The Cinematic Orchestra Find A Reason To Believe
The celebrated U.K. electronic project returns with their first studio album in 12 years.

Jason Swinscoe and his musical partner Dominic Smith, the braintrust behind the jazz-inspired electronic project The Cinematic Orchestra, didn’t intend to take the better part of 12 years to release the follow up to their last album Ma Fleur. But as they got in the cycle of touring and working on commissions like the soundtrack to the Disney nature film The Crimson Wing and finding themselves relocating to various spots around the globe, the interim became longer and more fraught. To the point that when Swinscoe wanted to map out ideas for a new album, he got stuck and quickly reached out to Smith for assistance. Together, the pair built the suite of songs that make up their new album To Believe from the ground up, going back, as Smith says in our conversation below, to the spirit of the first Cinematic Orchestra release that Swinscoe did on his own on nights and weekends.
It was clearly the creative reset that this project needed as the humble seven-song LP is an outstanding achievement that maintains the dramatic sweep of the band’s 20 year history with plenty of accompaniment from strings and horns while setting a tone that feels of a piece for these uneasy times. It’s not a despairing record in that way, but the music and the vocal contributions by folks like Roots Manuva, Heidi Vogel and Moses Sumney are marked by an exhausted resilience. The last mile of the marathon is underway and that little extra push is all that’s needed to get us over the finish line. This is the record you want in your earbuds. One that empathizes with you as it nudges you forward.

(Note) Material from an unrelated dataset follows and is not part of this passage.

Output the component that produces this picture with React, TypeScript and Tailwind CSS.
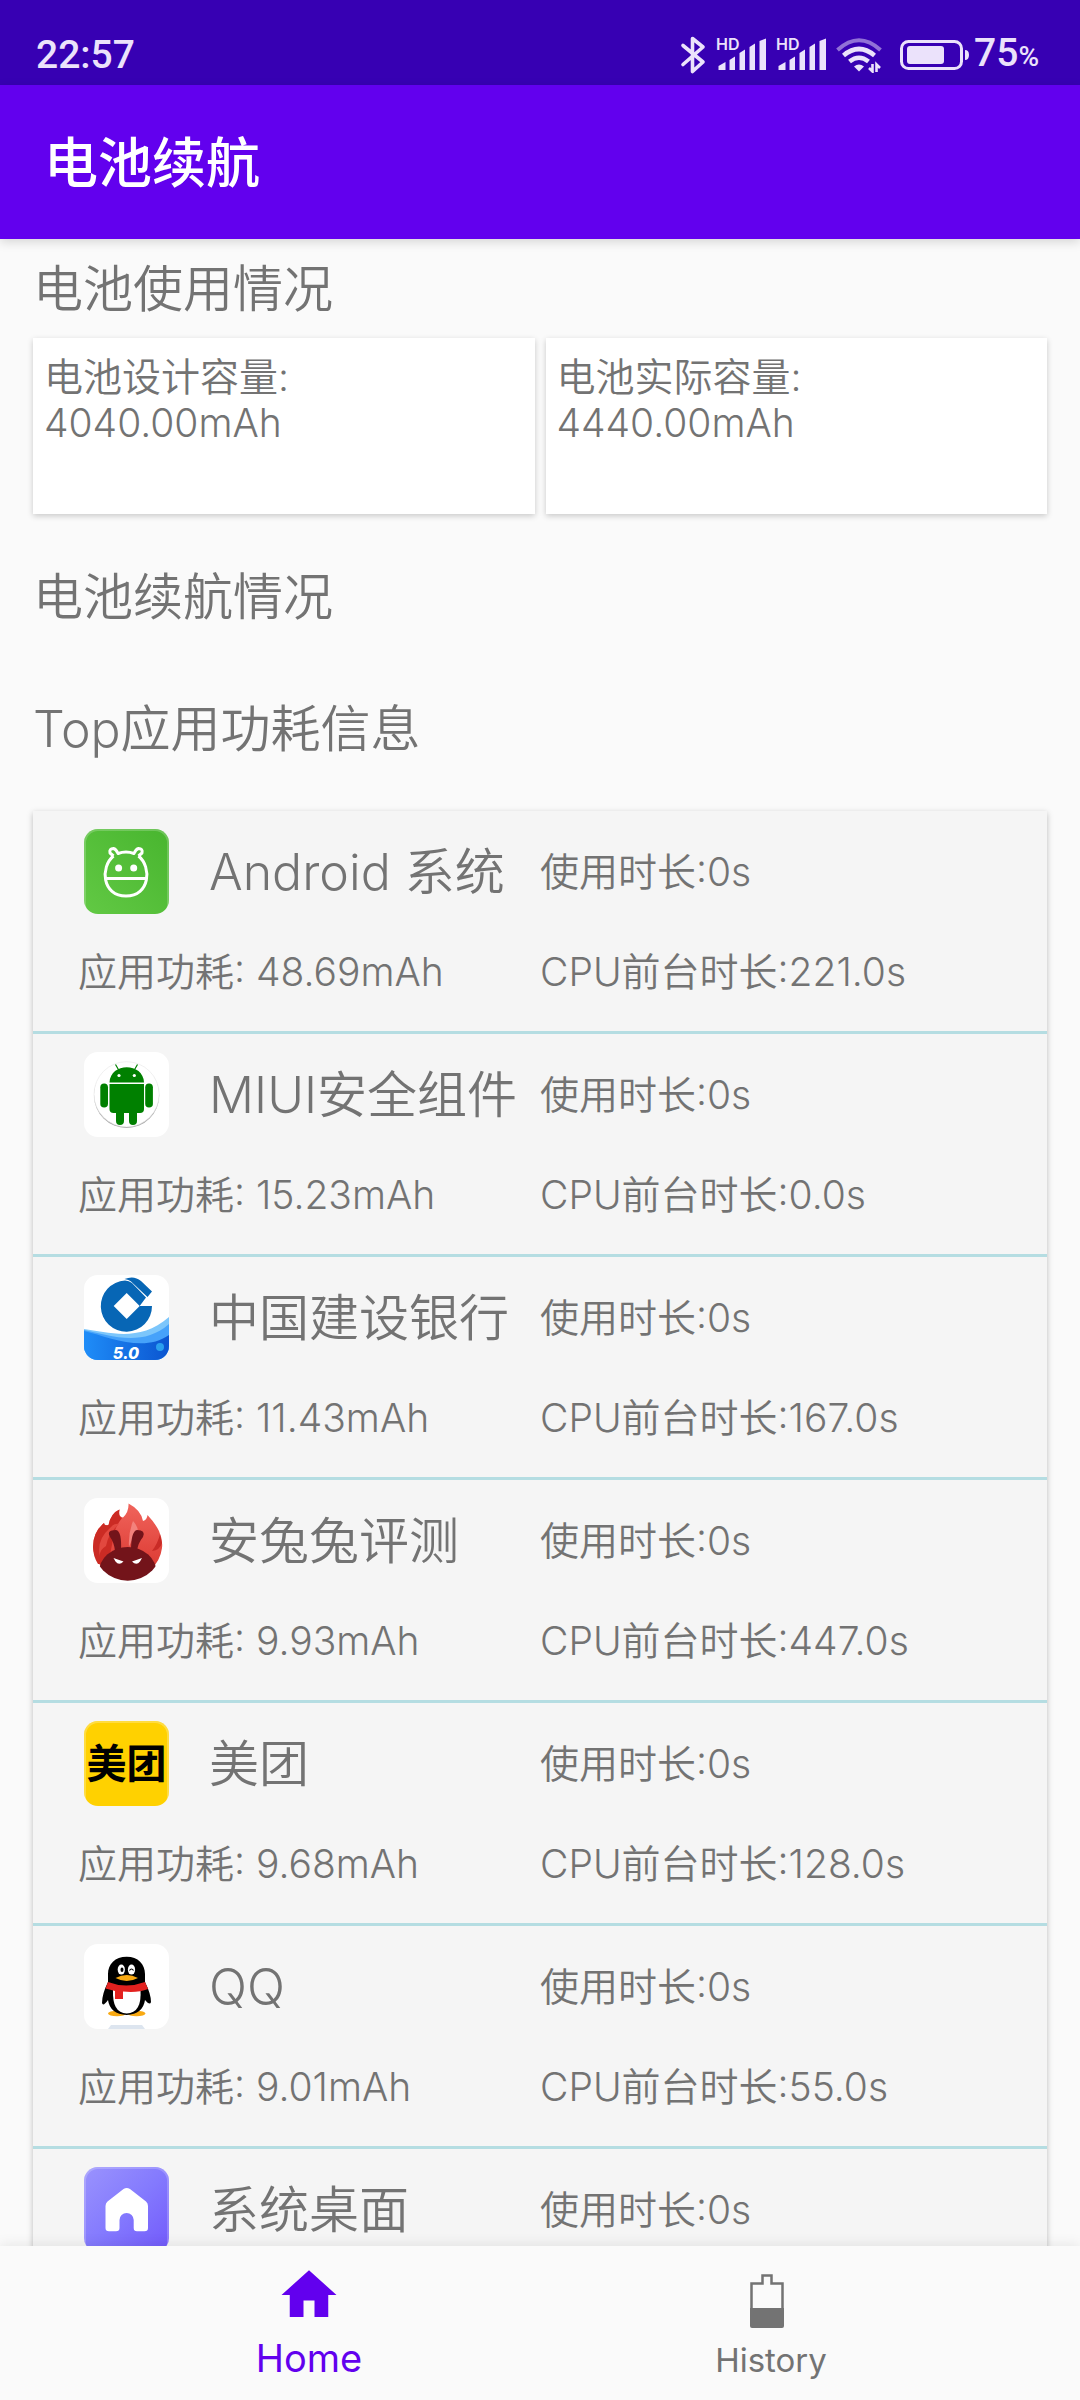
import { useState } from 'react';
import type { ReactNode } from 'react';

type AppUsage = {
  name: string;
  icon: ReactNode;
  power: string;
  usage: string;
  cpu: string;
};

const AndroidIcon = () => (
  <svg viewBox="0 0 85 85" className="h-full w-full" aria-hidden="true">
    <defs>
      <linearGradient id="android-bg" x1="1" y1="0" x2="0" y2="1">
        <stop offset="0" stopColor="#48b52f" />
        <stop offset="1" stopColor="#62c944" />
      </linearGradient>
    </defs>
    <rect width="85" height="85" fill="url(#android-bg)" />
    <rect x="1" y="1" width="83" height="88" rx="13" fill="none" stroke="#fff" strokeOpacity="0.2" strokeWidth="2" />
    <g fill="none" stroke="#fff" strokeWidth="3" strokeLinejoin="round">
      <path d="M29.500 27 L26 24 Q25 19.500 29.500 19.500 Q32 20 34 24.500 Q42 21.500 50 24.500 Q52 20 54.500 19.500 Q59 19.500 58 24 L54.500 27" />
      <path d="M29.500 27 C16 38 18 67 42 67 C66 67 68 38 54.500 27" />
      <path d="M21 49.500 H63" />
    </g>
    <circle cx="34.600" cy="39" r="3.500" fill="#fff" />
    <circle cx="49.700" cy="39" r="3.500" fill="#fff" />
  </svg>
);

const RobotIcon = () => (
  <svg viewBox="0 0 85 85" className="h-full w-full" aria-hidden="true">
    <rect width="85" height="85" fill="#fff" />
    <circle cx="42.600" cy="43.500" r="32.600" fill="#a8a8a8" />
    <circle cx="42.600" cy="42.300" r="32.600" fill="#fff" stroke="#e6e6e6" strokeWidth="0.600" />
    <g fill="#008000">
      <path d="M25.500 30.500 C26 10 59.500 10 60 30.500 Z" />
      <path d="M25.500 32 H60 V57 Q60 61 56 61 H29.500 Q25.500 61 25.500 57 Z" />
      <rect x="16.300" y="31.500" width="7.700" height="24" rx="3.800" />
      <rect x="61.200" y="31.500" width="7.700" height="24" rx="3.800" />
      <path d="M32 58 H40 V69 a4 4 0 0 1 -8 0 Z M45 58 H53 V69 a4 4 0 0 1 -8 0 Z" />
    </g>
    <path d="M31.500 12.500 L35 18.500 M53.500 12.500 L50 18.500" stroke="#008000" strokeWidth="1.200" />
    <circle cx="35" cy="23.500" r="1.600" fill="#fff" />
    <circle cx="50.300" cy="23.500" r="1.600" fill="#fff" />
  </svg>
);

const BankIcon = () => (
  <svg viewBox="0 0 85 85" className="h-full w-full" aria-hidden="true">
    <defs>
      <linearGradient id="bank-wave" x1="0" y1="0" x2="1" y2="0">
        <stop offset="0" stopColor="#1f8df8" />
        <stop offset="1" stopColor="#0b55d0" />
      </linearGradient>
    </defs>
    <rect width="85" height="85" fill="#fff" />
    <path d="M0 54 C25 57 55 68 85 42 V85 H0 Z" fill="#7cc6fb" />
    <path d="M0 55 C25 60 58 73 85 49 V85 H0 Z" fill="#46a2fa" />
    <path d="M0 56 C25 62 60 78 85 60 V85 H0 Z" fill="url(#bank-wave)" />
    <circle cx="76" cy="72" r="4" fill="#2ba0ee" />
    <path d="M41 5.500 Q45 5.500 48 8 L62 22.500 L55.700 31 H68 A25.600 25.600 0 1 1 41 5.500 Z" fill="#0766b5" />
    <path d="M40.500 4 Q50 0 57 6 L68 16.500 L63.500 22 L47 6.500 Q45 4.500 40.500 4 Z" fill="#0766b5" />
    <path d="M42.700 18 L55.700 31 L42.700 44 L29.700 31 Z" fill="#fff" />
    <text x="42" y="84" textAnchor="middle" fontFamily="Inter, sans-serif" fontSize="16" fontWeight="800" fontStyle="italic" fill="#fff">5.0</text>
  </svg>
);

const RabbitIcon = () => (
  <svg viewBox="0 0 85 85" className="h-full w-full" aria-hidden="true">
    <defs>
      <linearGradient id="rabbit-fire" x1="0" y1="0" x2="0" y2="1">
        <stop offset="0" stopColor="#f0645c" />
        <stop offset="1" stopColor="#d9342c" />
      </linearGradient>
      <clipPath id="rabbit-clip">
        <circle cx="43.700" cy="48" r="34.700" />
      </clipPath>
    </defs>
    <rect width="85" height="85" fill="#fff" />
    <path d="M20 25 Q20 28 24.500 27 Q27 15 35.500 11.500 Q34 19 39 19.500 Q45 14 44.500 5.500 Q57 12 59 23 Q63 22 63.500 17 Q71 25 75 33 Q79 42 78 50 A34.700 34.700 0 0 1 9 49 Q9 34 20 25 Z" fill="url(#rabbit-fire)" />
    <path d="M20 25 Q20 28 24.500 27 Q27 15 35.500 11.500 Q34 19 38 20 Q30 30 29 42 L24 66 H14 Q9 58 9 49 Q9 34 20 25 Z" fill="#cb2b24" />
    <path d="M26 30 Q30 25 35 26 Q24 36 22 48 Q15 52 16 59 Q12 42 26 30 Z" fill="#e2483f" />
    <path d="M49 23 Q54 28 54 34 Q49 38 45 49 Q44 36 49 23 Z" fill="#f3827c" />
    <path d="M76 36 Q74 45 68 53 Q76 52 78 45 Z" fill="#c92b26" />
    <g fill="#73141a">
      <path d="M26 39 Q22 32 32 32 Q38 33 37 53 H31 Q30 44 26 39 Z" />
      <path d="M59 39 Q62 32 53 32 Q47 33 47 53 H53 Q54 45 59 39 Z" />
      <ellipse cx="43.700" cy="75" rx="29" ry="26" clipPath="url(#rabbit-clip)" />
    </g>
    <path d="M29.500 60 L39.500 63.500 Q35 68 31.500 63.500 Z M58 60 L48 63.500 Q52.500 68 56 63.500 Z" fill="#fff" />
  </svg>
);

const MeituanIcon = () => (
  <svg viewBox="0 0 85 85" className="h-full w-full" aria-hidden="true">
    <rect width="85" height="85" fill="#ffd100" />
    <rect x="1" y="1" width="83" height="88" rx="13" fill="none" stroke="#fff" strokeOpacity="0.25" strokeWidth="2" />
    <text x="42.500" y="57" textAnchor="middle" fontFamily="'Noto Sans CJK SC', sans-serif" fontSize="40" fontWeight="700" fill="#000">美团</text>
  </svg>
);

const QQIcon = () => (
  <svg viewBox="0 0 85 85" className="h-full w-full" aria-hidden="true">
    <rect width="85" height="85" fill="#fff" />
    <path d="M27 81 H58 L61 85 H24 Z" fill="#dde5ef" />
    <ellipse cx="33" cy="69.500" rx="9" ry="2.800" fill="#f8a912" />
    <ellipse cx="52.500" cy="69.500" rx="9" ry="2.800" fill="#f8a912" />
    <path d="M42.700 12.700 C54 12.700 61 20 61 30 V38 Q67 50 67 58 Q66 62 61 56 Q59 70 42.700 71 Q26 70 24 56 Q19 63 18 59 Q18 50 24 38 V30 C24 20 31 12.700 42.700 12.700 Z" fill="#000" />
    <path d="M29 46 H56.500 Q58 69 42.700 69.500 Q28 69 29 46 Z" fill="#fff" />
    <path d="M24 38 Q42 45 61 38 L64 45 Q54 49 39 47.500 V55 H31 V47 L21.500 44.500 Z" fill="#e3211f" />
    <ellipse cx="37.300" cy="25.600" rx="3.600" ry="5" fill="#fff" />
    <ellipse cx="47.500" cy="25.600" rx="3.600" ry="5" fill="#fff" />
    <ellipse cx="38" cy="25.800" rx="1.500" ry="2.200" fill="#000" />
    <path d="M45.500 26.500 Q47.500 23.500 49.500 26.500" fill="none" stroke="#000" strokeWidth="1.200" />
    <path d="M31.500 34 Q42.700 28 54 34 Q42.700 40 31.500 34 Z" fill="#f8a912" />
  </svg>
);

const LauncherIcon = () => (
  <svg viewBox="0 0 85 85" className="h-full w-full" aria-hidden="true">
    <defs>
      <linearGradient id="launcher-bg" x1="0" y1="0" x2="1" y2="1">
        <stop offset="0" stopColor="#9a93fd" />
        <stop offset="0.500" stopColor="#847afe" />
        <stop offset="1" stopColor="#7259fb" />
      </linearGradient>
    </defs>
    <rect width="85" height="85" fill="url(#launcher-bg)" />
    <rect x="1" y="1" width="83" height="88" rx="13" fill="none" stroke="#fff" strokeOpacity="0.2" strokeWidth="2" />
    <path d="M39.500 22 Q42.700 20 46 22 L62 34.500 Q64 36 64 39 V61 Q64 64.300 60.500 64.300 H53 Q49.700 64.300 49.700 61 V53 A7 7 0 0 0 35.500 53 V61 Q35.500 64.300 32 64.300 H25 Q21.500 64.300 21.500 61 V39 Q21.500 36 23.500 34.500 Z" fill="#fff" />
  </svg>
);

const apps: AppUsage[] = [
  { name: 'Android 系统', icon: <AndroidIcon />, power: '48.69mAh', usage: '0s', cpu: '221.0s' },
  { name: 'MIUI安全组件', icon: <RobotIcon />, power: '15.23mAh', usage: '0s', cpu: '0.0s' },
  { name: '中国建设银行', icon: <BankIcon />, power: '11.43mAh', usage: '0s', cpu: '167.0s' },
  { name: '安兔兔评测', icon: <RabbitIcon />, power: '9.93mAh', usage: '0s', cpu: '447.0s' },
  { name: '美团', icon: <MeituanIcon />, power: '9.68mAh', usage: '0s', cpu: '128.0s' },
  { name: 'QQ', icon: <QQIcon />, power: '9.01mAh', usage: '0s', cpu: '55.0s' },
  { name: '系统桌面', icon: <LauncherIcon />, power: '8.52mAh', usage: '0s', cpu: '0.0s' },
];

const BluetoothIcon = () => (
  <svg viewBox="0 0 26 40" className="h-10 w-[26px]" aria-hidden="true">
    <path d="M3 10.500 L23 27 L12.500 36.500 V3.500 L23 12 L3 29.500" fill="none" stroke="currentColor" strokeWidth="3.600" strokeLinecap="round" strokeLinejoin="round" />
  </svg>
);

const SignalIcon = () => (
  <svg viewBox="0 0 50 34" className="h-[34px] w-[50px] overflow-visible" aria-hidden="true">
    <text x="0" y="12" fontFamily="Inter, sans-serif" fontSize="16" fontWeight="600" fill="currentColor">HD</text>
    <path d="M2.500 28 L9.500 24 V32 H2.500 Z M13.500 22 L19 18.500 V32 H13.500 Z M23.500 15 L29 11.500 V32 H23.500 Z M33.500 9 L39 5.500 V32 H33.500 Z M43.500 3 L50 0.500 V32 H43.500 Z" fill="currentColor" />
  </svg>
);

const WifiIcon = () => (
  <svg viewBox="0 0 46 36" className="h-9 w-[46px]" aria-hidden="true">
    <g fill="none" stroke="currentColor" strokeWidth="4">
      <path d="M1.500 13 Q23 -6.500 44.500 13" strokeOpacity="0.500" />
      <path d="M7.500 18.500 Q23 5.500 38.500 18.500" strokeWidth="4.600" />
      <path d="M13.500 24.500 Q23 17 32.500 24.500" strokeWidth="4.600" />
    </g>
    <path d="M18 29.500 Q23 25.500 28 29.500 L23 34.500 Z" fill="currentColor" />
    <path d="M36.500 27 V34.500 L33 31 M40.500 35 V27.500 L44 31" fill="none" stroke="currentColor" strokeWidth="2.600" />
  </svg>
);

const BatteryIcon = () => (
  <svg viewBox="0 0 70 30" className="h-[30px] w-[70px]" aria-hidden="true">
    <rect x="1.500" y="1.500" width="60" height="27" rx="7" fill="none" stroke="currentColor" strokeWidth="3" />
    <rect x="7" y="6" width="37" height="18" rx="3" fill="currentColor" />
    <path d="M65 10 Q69 10 69 15 Q69 20 65 20 Z" fill="currentColor" />
  </svg>
);

const HomeIcon = () => (
  <svg viewBox="0 0 24 24" className="h-[66px] w-[66px]" aria-hidden="true">
    <path d="M10 20v-6h4v6h5v-8h3L12 3 2 12h3v8z" fill="currentColor" />
  </svg>
);

const HistoryIcon = () => (
  <svg viewBox="0 0 42 54" className="h-[54px] w-[42px]" aria-hidden="true">
    <path d="M1.500 34 V9.500 H12.500 V1.500 H21.500 V9.500 H32.500 V34" fill="none" stroke="currentColor" strokeWidth="2.500" />
    <path d="M0 34 H34 V52 Q34 54 32 54 H2 Q0 54 0 52 Z" fill="currentColor" />
  </svg>
);

const StatusBar = () => (
  <div className="flex h-[85px] shrink-0 items-end justify-between bg-[#3700b3] pr-[41px] pb-[7px] pl-9 text-[#ebe2fb]">
    <span className="font-[Roboto] text-[39px] leading-[46px] font-medium">22:57</span>
    <div className="flex h-[46px] items-center gap-2.5">
      <BluetoothIcon />
      <SignalIcon />
      <SignalIcon />
      <WifiIcon />
      <div className="flex items-center gap-1 pl-2">
        <BatteryIcon />
        <span className="font-[Roboto] text-[39px] leading-[46px] font-medium">
          75<span className="text-[28px]">%</span>
        </span>
      </div>
    </div>
  </div>
);

const CapacityCard = ({ label, value }: { label: string; value: string }) => (
  <div className="min-h-[176px] flex-1 bg-white px-[11px] pt-4 text-[39px] leading-[46px] shadow-[0_2px_6px_rgba(0,0,0,0.2)]">
    <p>{label}</p>
    <p>{value}</p>
  </div>
);

const AppRow = ({ app }: { app: AppUsage }) => (
  <li className="grid grid-cols-2 gap-y-7 border-b-3 border-[#b5dde2] pt-[18px] pb-[29px] text-[39px] leading-[60px] whitespace-nowrap">
    <div className="flex items-center gap-10 pl-[51px]">
      <div className="h-[85px] w-[85px] shrink-0 overflow-hidden rounded-[14px]">{app.icon}</div>
      <h3 className="text-[50px]">{app.name}</h3>
    </div>
    <p className="self-center">使用时长:{app.usage}</p>
    <p className="pl-[45px]">应用功耗: {app.power}</p>
    <p>CPU前台时长:{app.cpu}</p>
  </li>
);

const App = () => {
  const [tab, setTab] = useState<'home' | 'history'>('home');

  return (
    <div className="flex h-screen flex-col bg-[#fafafa] font-[Inter,'Noto_Sans_CJK_SC',sans-serif] text-[#737373]">
      <StatusBar />

      <header className="z-10 flex h-[154px] shrink-0 items-center bg-[#6200ee] px-11 pt-1 shadow-[0_3px_10px_rgba(0,0,0,0.15)]">
        <h1 className="text-[54px] leading-[72px] font-medium text-white">电池续航</h1>
      </header>

      <main className="flex-1 overflow-y-auto px-[33px] font-[350] [scrollbar-width:none]">
        <h2 className="pt-[17px] pb-[15px] text-[50px] leading-[67px]">电池使用情况</h2>
        <div className="flex gap-[11px]">
          <CapacityCard label="电池设计容量:" value="4040.00mAh" />
          <CapacityCard label="电池实际容量:" value="4440.00mAh" />
        </div>

        <h2 className="mt-[50px] text-[50px] leading-[67px]">电池续航情况</h2>
        <h2 className="mt-[65px] text-[50px] leading-[67px]">Top应用功耗信息</h2>

        <ul className="mt-12 bg-[#f5f5f5] shadow-[0_2px_6px_rgba(0,0,0,0.25)]">
          {apps.map(app => (
            <AppRow key={app.name} app={app} />
          ))}
        </ul>
      </main>

      {/* Bottom Navigation */}
      <nav className="z-10 flex h-[154px] shrink-0 justify-center bg-[#fafafa] shadow-[0_-2px_12px_rgba(0,0,0,0.08)]">
        <button
          type="button"
          onClick={() => setTab('home')}
          className={`flex w-[462px] flex-col items-center justify-end gap-1.5 pb-[18px] ${tab === 'home' ? 'text-[#6200ee]' : ''}`}
        >
          <HomeIcon />
          <span className="text-[38px] leading-[48px]">Home</span>
        </button>
        <button
          type="button"
          onClick={() => setTab('history')}
          className={`flex w-[462px] flex-col items-center justify-end gap-2.5 pb-[18px] ${tab === 'history' ? 'text-[#6200ee]' : ''}`}
        >
          <HistoryIcon />
          <span className="text-[33px] leading-[44px]">History</span>
        </button>
      </nav>
    </div>
  );
};

export default App;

Paste spent some time on the phone with Smith from his home in Los Angeles to talk about the creation of To Believe and the themes of the album, as well as looking back for a moment to when The Cinematic Orchestra began in the late ‘90s.
Paste: It seems like your role within The Cinematic Orchestra has always been in the background or in support of the ideas that Jason already had. But on To Believe, you two constructed everything together from scratch. How do you see your role changing within this project, especially in relation to this new record?
Dom Smith: It’s really been an organic evolution, our relationship. At the very start, Jay would want my opinion on everything he wrote, as a kind of friendly A&R guy. As that relationship evolved, I’d get into arrangements by the time the second album came out. When it got to Ma Fleur and Crimson Wing, another level where we just spent so much time together in the studio that it naturally evolved that we’d start working on stuff, and that would include writing.
But this record…obviously it’s been a minute since a new one came out and one of the reasons for that is that there was a kind of constant evolution of Cinematic Orchestra from the very start in Jay’s bedroom with a sampler and a tiny computer and a pair of speakers. It grew and grew and grew, unexpectedly in some instances, into a real orchestra with 40 piece strings. That can become quite a lot to deal with. Especially when you started with this intricate sculpture approach that digital production and sequencing gives you. Where you can lay things out in a very purposeful way. To suddenly be in a room with 20 musicians all playing at once and trying to rein that into something that’s felt like it was yours, started to become more and more difficult. Really, Jay and I writing was a result of having known each other for so long, I was like, “Why do we go back to the beginning and start with that intricate process again, where the voice was within you rather than trying to find voices in other people?” So, literally, that’s what happened. We set up the bedroom studio like it had been at the beginning and started to chip away. Then a back and forth process with the band. But it was mostly trying to get established ideas through that collaboration.
And it took a while, from what I understand, because you were insistent on doing this together rather than working remotely, correct? Because you were in Los Angeles and Jason was living in London or Paris.
Because it was a bit new, as far as our relationship, and because we’ve always worked that way. We’ve never worked remote. When we did Ma Fleur, I was in Tokyo and he was in New York, which is even worse [travel-wise] than L.A./London. But we would still meet up to do the work because that’s the only thing that really makes sense to us. If I work on my own, I’ll do different things. If Jason works on his own, he’ll do different things. But together, it’s almost like we push each other a bit further. It definitely made the process more protracted but definitely more enjoyable for us.
From there, you two then record the analog instruments, the orchestral part of the music, and then mix it together. What is that process like figuring out how those elements blend together smoothly and what to keep and what to cut?
It’s kind of a back and forth. We sketch out the original ideas with soft instruments, so pianos and strings and Fender Rhodes and there’s some very good soft instrument these days that sound great. We didn’t replace everything, but we got to the studio with some of the core members – those people that have contributed to the records in the past – and play them idea and get them to re-play them. In some instances work out something brand new in that moment. Like, you have a programmed rhythm and you’re, like, “How do we turn this into a drum rhythm, which answers all of the questions and doesn’t sound awkward on a live instrument?” But it is a sculpture of real moments and virtual moments all stitched together to hopefully sound like it’s all one piece. The finishing of the piece happens inside the box rather than in the studio.